A MIDI keyboard makes no sound on its own. It is a controller — it sends note data to software on your computer, and that software generates the audio. A synthesizer is a self-contained instrument with a built-in sound engine. You plug in headphones, turn it on, and play.
But knowing the definition does not always clear up which one you should buy. The two look nearly identical from a distance — a set of black and white keys in a plastic chassis — yet one costs $100 and the other can run past $1,000. This confusion is exactly what a friend of mine ran into.
He develops indie games. He used to play piano years ago and texted me: "I want to make dark ambient music for my game. Should I get a MIDI keyboard or a synthesizer? I don't want to spend hundreds on the wrong thing." I told him to buy a $100 MIDI controller and install free software. He was skeptical — until I pulled up Vital and Surge XT on his laptop, handed him the controller, and watched him build a pad from scratch in five minutes. No hardware synth required.
That exchange captures the core of the midi keyboard vs synthesizer question. The right answer depends entirely on how you want to make music — your budget, your space, whether you work with a computer or away from it. Here, we walk through every dimension that matters: sound, cost, portability, workflow, and flexibility. Then a decision guide helps you pick.
Table of Contents
- Quick Comparison at a Glance
- Sound Generation — The One Difference That Explains Everything
- Cost — What You're Really Paying For
- Portability & Live Performance
- Creative Workflow — How You Actually Make Music
- Flexibility & Sound Variety
- Can a Synthesizer Work as a MIDI Controller?
- Decision Guide — What Should You Actually Buy?
- FAQ
- Ready to Start Making Music?
Quick Comparison at a Glance
| Dimension | MIDI Keyboard | Synthesizer |
|---|---|---|
| Sound Generation | None — controls software instruments on a computer | Built-in sound engine (oscillators, filters, amp) |
| Required Equipment | Computer, DAW software, audio interface (recommended) | Powered speaker or headphones; no computer needed |
| Device Price (new) | $80 – $300 | $300 – $1,000+ |
| All-In Setup Cost | $230 – $850 | $450 – $1,400 |
| Learning Curve | Moderate — you learn a DAW alongside the hardware | Moderate — you learn synthesis concepts hands-on |
| Portability | Light (1-3 lbs), but needs laptop + cables | Heavier (5-15 lbs), but self-contained |
| Best For | Recording, arranging, exploring multiple genres, piano learning | Live performance, hands-on sound design, playing away from screens |
Sound Generation — The One Difference That Explains Everything
How a MIDI keyboard actually makes sound?
Press a key on a MIDI keyboard.

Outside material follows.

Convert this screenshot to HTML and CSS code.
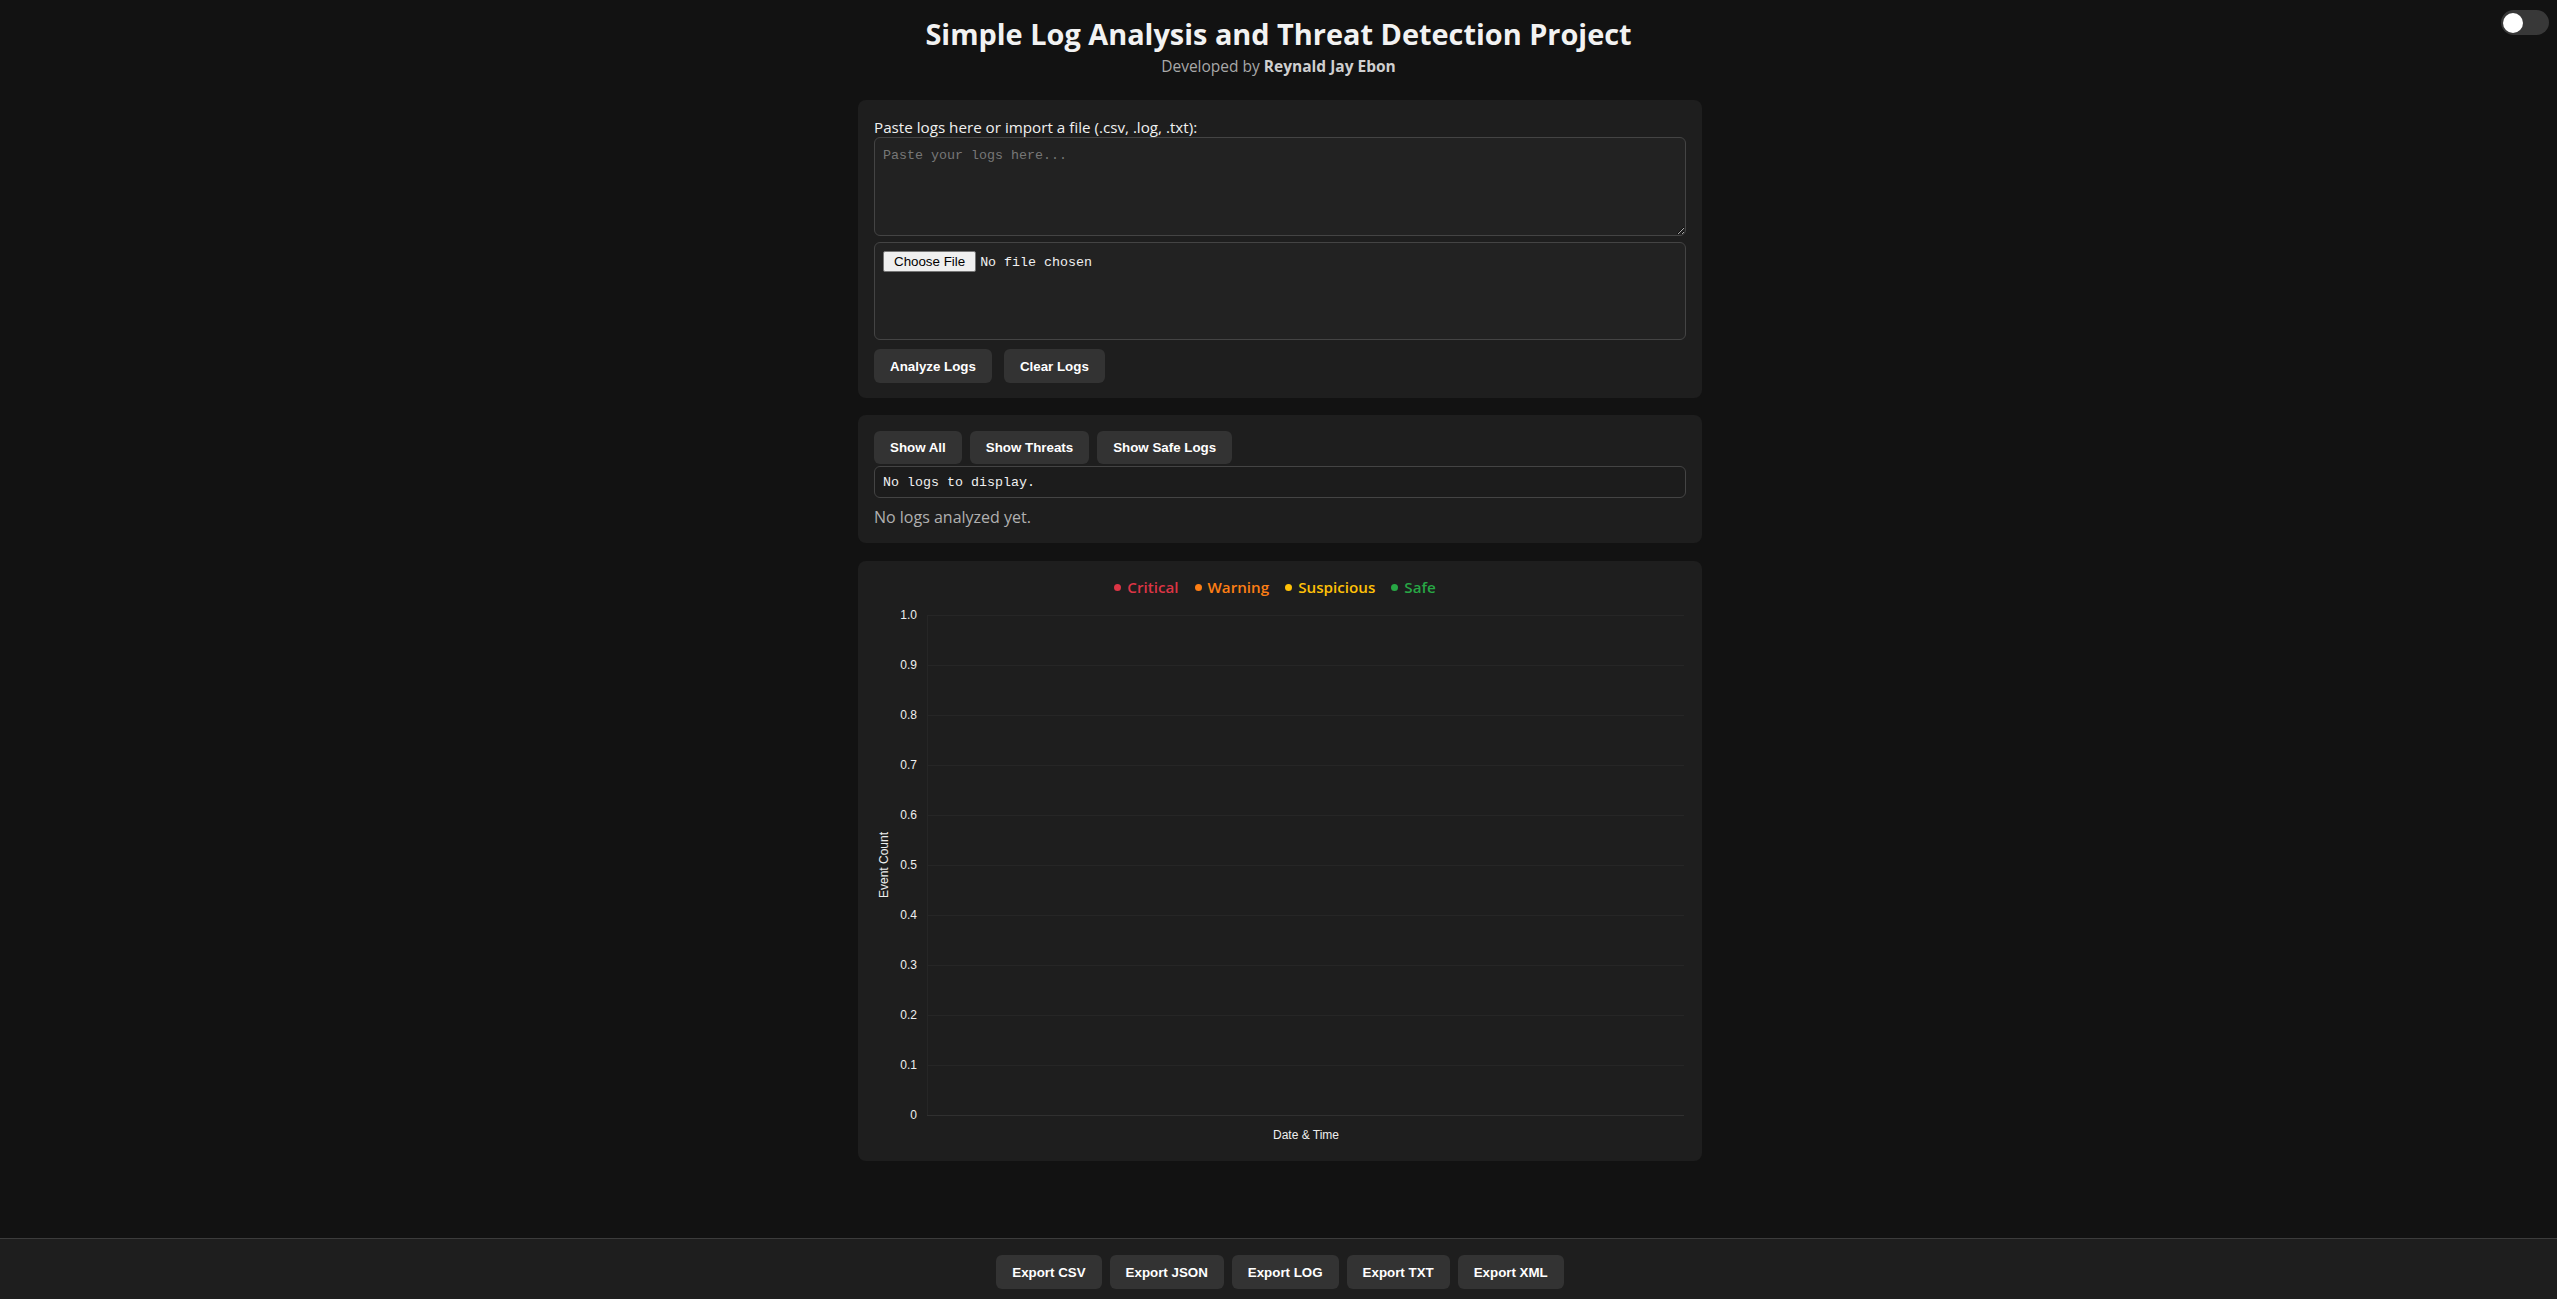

Nothing audible happens. The keyboard sends a digital message — "Note C3, velocity 92" — through a USB cable to your computer. Your DAW receives it, routes it to a software instrument, and that instrument produces the audio. The sound travels from your audio interface to your speakers or headphones.
This chain sounds complicated, but it adds one meaningful number: 3 to 10 milliseconds. That is the round-trip latency of USB MIDI. You will not hear it. You will not feel it. If someone told you MIDI keyboards have lag, they were describing a misconfigured audio buffer — not the technology itself.
The chain also means you never run out of sounds. Swap the VST, and the same key press becomes a grand piano, a 1980s drum machine, or a modular synth patch with 40 cables. Your controller does not care what it controls.
How a synthesizer makes sound?
Turn on a synthesizer. An oscillator generates a raw waveform — sawtooth, square, triangle. That wave passes through a filter that shapes its brightness, then an envelope that controls how the sound attacks and decays. An amplifier brings it to listening level. Plug in headphones. Play.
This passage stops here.